Of course, this is none of my business. The thing is, a few months ago, we sat up one night drinking and talking about the kind of deep things that you usually talk about only when you're drunk. He told me that nobody really knows the real him, that he got very depressed, and that he felt he couldn't confide in anyone.

My feeling is that he needs someone to confide in about being gay. (There are a few other factors leading to this conclusion.) I wonder if I could be failing him as a friend by not mentioning it, even though that might be extremely uncomfortable for him and put a strain on our relationship. Another part of me says that this is none of my business, and that if he wants to tell someone he will do so in his own time.

Do I have a duty one way or the other? Is there a certain kind of etiquette for this situation?


Dear Chris,

When it comes to intimate interpersonal relationships -- with close friends, relatives, and so on -- "the right thing to do" can become less well defined. Of course, it's wise to attend to the manners details with these people (your "pleases" and "thank yous") -- and such details are too often overlooked. But in more complicated matters, "etiquette" is often reduced to the Golden Rule fundamentals: Be kind, be respectful, act in the other person's best interest, and so on. Knowing your friend, you will have to figure out what would truly be in his best interest.

But my advice is this: Rather than "confronting" your friend with what you guess (and the truth of it may be very different), spend some time making sure that he knows you are someone he can trust. Let him know that he can rely on you, and that you are there to talk about any problems he's having (maybe you could even share your coming-out story). And then spend time together doing things that encourage conversation -- and by that I mean long walks and shared meals, not drinking to excess (or not necessarily). Sometimes being a good friend just means being there, without saying anything.

Dear Social Grace,

My best friend is a television freak. Most of the times that she invites me over to her home, the TV is never turned off. She and her husband and son make no attempt at conversation, not even to comment on the programs. My attempts (during commercials) are met with either silence or a distracted "uh-huh." One evening they didn't even get up to answer the door, just shouted, "Come in!" when I rang the bell. I am not just dropping in; I've been invited specifically to come over.

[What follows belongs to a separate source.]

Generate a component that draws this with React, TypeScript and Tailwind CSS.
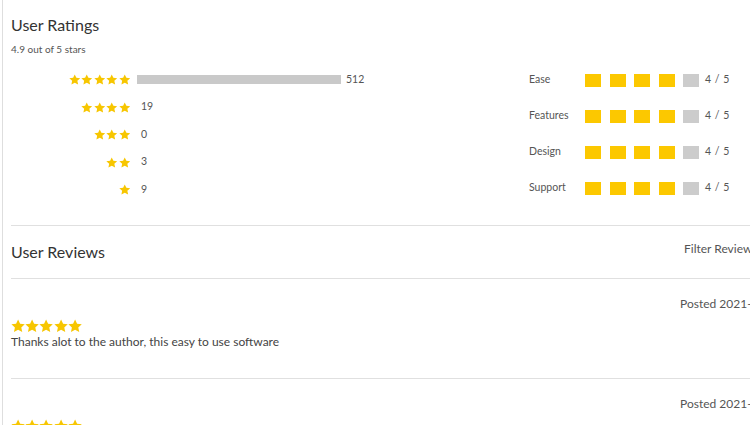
import React from "react";

const distribution = [
  { stars: 5, count: 512 },
  { stars: 4, count: 19 },
  { stars: 3, count: 0 },
  { stars: 2, count: 3 },
  { stars: 1, count: 9 },
];

const criteria = ["Ease", "Features", "Design", "Support"];

const reviews = [
  { date: "Posted 2021-05-18", text: "Thanks alot to the author, this easy to use software" },
  { date: "Posted 2021-04-02", text: "Great tool, works as described" },
];

function Star({ size }: { size: number }) {
  return (
    <svg width={size} height={size} viewBox="0 0 24 24" className="shrink-0">
      <path
        d="M12 .8l3.4 7.2 7.9.9-5.9 5.4 1.6 7.8L12 18.2l-7 3.9 1.6-7.8L.7 8.9l7.9-.9z"
        fill="#f7c600"
      />
    </svg>
  );
}

export default function App() {
  return (
    <div className="w-[750px] h-[425px] overflow-hidden bg-white font-['Lato','Liberation_Sans',sans-serif]">
      <div className="ml-[2px] h-[425px] w-[860px] border-l border-[#dedede] pl-[8px]">
        {/* Ratings */}
        <h2 className="pt-[15px] text-[16px] leading-[20px] text-[#333]">User Ratings</h2>
        <p className="mt-[7px] text-[10px] leading-[14px] text-[#555]">4.9 out of 5 stars</p>

        <div className="mt-[10px] grid grid-cols-[518px_1fr]">
          <div className="flex flex-col">
            {distribution.map((d) => (
              <div key={d.stars} className="flex h-[27.5px] items-center">
                <div className="flex w-[119px] justify-end gap-[1px]">
                  {Array.from({ length: d.stars }).map((_, i) => (
                    <Star key={i} size={11.5} />
                  ))}
                </div>
                {d.count > 100 ? (
                  <>
                    <div className="ml-[7px] h-[9px] w-[204px] bg-[#c9c9c9]" />
                    <span className="ml-[5px] text-[10.5px] text-[#555]">{d.count}</span>
                  </>
                ) : (
                  <span className="ml-[11px] text-[10.5px] text-[#555]">{d.count}</span>
                )}
              </div>
            ))}
          </div>

          <div className="flex flex-col gap-[8px]">
            {criteria.map((c) => (
              <div key={c} className="flex h-[28px] items-center">
                <span className="w-[56px] text-[10.5px] text-[#555]">{c}</span>
                <div className="flex gap-[8.5px]">
                  {[0, 1, 2, 3, 4].map((i) => (
                    <div
                      key={i}
                      className={i < 4 ? "h-[13px] w-[16px] bg-[#fcc800]" : "h-[13px] w-[16px] bg-[#cccccc]"}
                    />
                  ))}
                </div>
                <span className="ml-[6px] text-[10.5px] tracking-[0.5px] text-[#555]">4 / 5</span>
              </div>
            ))}
          </div>
        </div>

        {/* Reviews */}
        <div className="mt-[21px] h-px bg-[#e0e0e0]" />
        <div className="grid grid-cols-[669px_1fr] pt-[16px] pb-[16px]">
          <h2 className="text-[16px] leading-[20px] text-[#333]">User Reviews</h2>
          <span className="mt-[-1px] pl-[4px] text-[12px] leading-[16px] text-[#555]">Filter Reviews</span>
        </div>

        {reviews.map((r) => (
          <div key={r.date}>
            <div className="h-px bg-[#e0e0e0]" />
            <div className="grid grid-cols-[669px_1fr] pt-[17px] pb-[28px]">
              <div className="pt-[23px]">
                <div className="flex">
                  {[0, 1, 2, 3, 4].map((i) => (
                    <Star key={i} size={14.2} />
                  ))}
                </div>
                <p className="mt-[1px] text-[12px] leading-[16px] text-[#444]">{r.text}</p>
              </div>
              <span className="text-[12px] leading-[16px] text-[#555]">{r.date}</span>
            </div>
          </div>
        ))}
      </div>
    </div>
  );
}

My friend and her husband can be quite entertaining when the television is off, and at these times I enjoy their company. I've known her for 11 years now, and we are very close. I don't want to write her off. I just don't want to lose another evening in front of a blaring television.

She won't visit my home because she doesn't like my neighborhood. It seems rude to say I will only visit them if the television stays off. I don't actually think that they are intending to be rude; I think that they're just oblivious. Could you suggest a polite way to tell my friend that I truly enjoy her company, but that it's important to me that she actually be present when I visit?

Thank you,
Jen Anderson

Dear Ms. Anderson,

When someone turns to an etiquette-advice column with a friendship problem, she generally wants to be given a nonconfrontational way to deal with that problem. So here's that advice: When you visit her home, and no move is made to turn attention away from the TV and toward you, excuse yourself with a friendly, "Well, I see this isn't a very good time for a visit. I'll be off -- let's catch up another time." Then leave cheerily and speedily. Or if you are invited over on a Wednesday evening, say, "Only if it's not going to disrupt your TV programs -- isn't there something that you usually watch on Wednesday evening?" This way, you are not accusing your friend of bad behavior; instead, you are allowing her to choose (and learn), of her own accord, a more polite course of action.

Another thing advice-seekers often want is verification that the problematic friend is behaving rudely. And here, I will happily provide that: Yes, your friend is being insensitive, but her etiquette error seems to be one of ignorance, not of malice.

My further comments are these: Etiquette often prefers that we steer clear of confrontation -- that we simply bear others' unpleasant or annoying habits. But when a close friend's behavior becomes unbearable, you are allowed to talk to her about it. And keep in mind that relationships, like all things, change. This woman may end up being a friend with whom you were once close, but with whom you now occasionally chat while watching television. It might be time to find some new close friends.